Ce mécanisme de défense a pu se déclencher lors de certaines des dernières collections - je me cachais, ou cachais ma vie. Mais, cette fois, je me sentais davantage comme un survivant, avançant à pas assurés ou progressant. Toutefois, je sais qu'elle a encore l'air sombre. Mais la noirceur peut être remplie de beauté.

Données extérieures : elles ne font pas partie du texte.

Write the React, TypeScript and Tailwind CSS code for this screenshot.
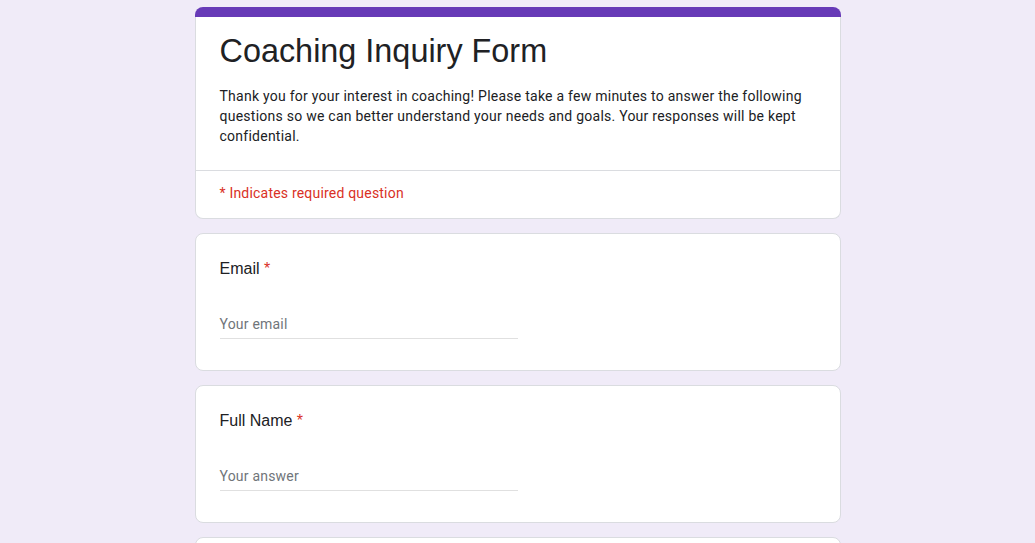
import React from 'react';

const arial = { fontFamily: '"Liberation Sans", Arial, sans-serif' };

const QuestionCard = ({ label, placeholder }: { label: string; placeholder: string }) => (
  <div className="bg-white border border-[#dadce0] rounded-lg px-6 pt-[23px] pb-[31px]">
    <div className="text-[16px] leading-6 text-[#202124]" style={arial}>
      {label} <span className="text-[#d93025]">*</span>
    </div>
    <div className="mt-[33px] w-1/2 border-b border-[#e0e0e0] pb-[4px]">
      <div className="text-[14px] leading-5 text-[#70757a] tracking-[0.2px]">{placeholder}</div>
    </div>
  </div>
);

export default function App() {
  return (
    <div
      className="min-h-screen bg-[#f0ebf8] flex justify-center"
      style={{ fontFamily: 'Roboto, "Liberation Sans", Arial, sans-serif' }}
    >
      <div className="w-[646px] pt-[7px] flex flex-col gap-[14px]">
        <div className="flex flex-col">
          <div className="h-[10px] bg-[#673ab7] rounded-t-lg" />
          <div className="bg-white border border-t-0 border-[#dadce0] rounded-b-lg">
            <div className="px-6 pt-[14px] pb-[24px] border-b border-[#dadce0]">
              <h1 className="text-[32.4px] leading-10 text-[#202124]" style={arial}>
                Coaching Inquiry Form
              </h1>
              <p className="mt-[15px] text-[14px] leading-5 text-[#202124] tracking-[0.25px]">
                Thank you for your interest in coaching! Please take a few minutes to answer the following
                questions so we can better understand your needs and goals. Your responses will be kept
                confidential.
              </p>
            </div>
            <div className="px-6 pt-[12px] pb-[15px] text-[14px] leading-5 text-[#d93025] tracking-[0.2px]">
              * Indicates required question
            </div>
          </div>
        </div>
        <QuestionCard label="Email" placeholder="Your email" />
        <QuestionCard label="Full Name" placeholder="Your answer" />
        <div className="h-[40px] bg-white border border-[#dadce0] rounded-t-lg" />
      </div>
    </div>
  );
}
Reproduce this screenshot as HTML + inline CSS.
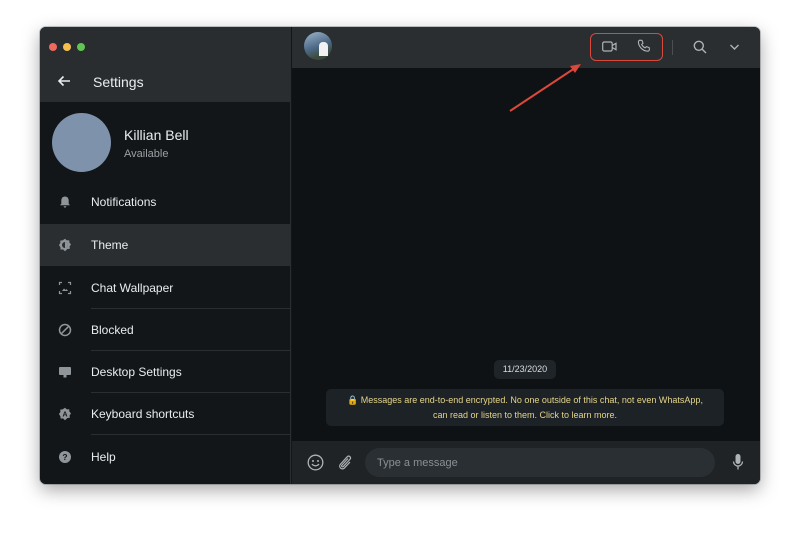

Dans cette image: TAKAHIROMIYASHITA TheSoloist., Automne 2018

Dans cette image: TAKAHIROMIYASHITA TheSoloist., Automne 2018
Cependant, tu as trouvé le moyen d'infuser un peu de couleur, n'est-ce pas?
Ouais. L'orange - je l'ai trouvée en détruisant un sac de couchage. La marque Sol fabrique un sac de couchage d'urgence, alors je m'en suis inspiré pour exprimer une évacuation d'urgence de la réalité. Je ressens souvent une certaine frustration face à l'état actuel de la mode. Cela me rappelle les vêtements de survie servant à avancer malgré la difficulté de la situation.
La musique et le cinéma occupent une grande place dans ta vie. Les références ponctuent tes collections, et ton Instagram. D'une certaine manière, on dirait que tu conçois des costumes pour les accompagner.
Selon moi, la musique et le cinéma sont les plus importantes sources dans lesquelles je puise pour confectionner mes vêtements. Je ne suis ni réalisateur ni compositeur, mais je me sers beaucoup de leurs arts.
Tu regardes beaucoup de films, tels que Moi, Tonya, et Pentagon Papers- des succès commerciaux autant que des œuvres très pointues, artistiques. Je me dis toujours : "Ah, tu regardes ça, aussi?!" - surprise par ce qui retient ton attention.
La dernière chose que je veux, c'est bien de cataloguer les choses. Je ne veux pas m'étiqueter indépendant ou grands studios. Je veux appartenir à tous les groupes. Ainsi, je ne veux jamais être obligé de me prononcer sur un truc avant de l'avoir vu ou entendu.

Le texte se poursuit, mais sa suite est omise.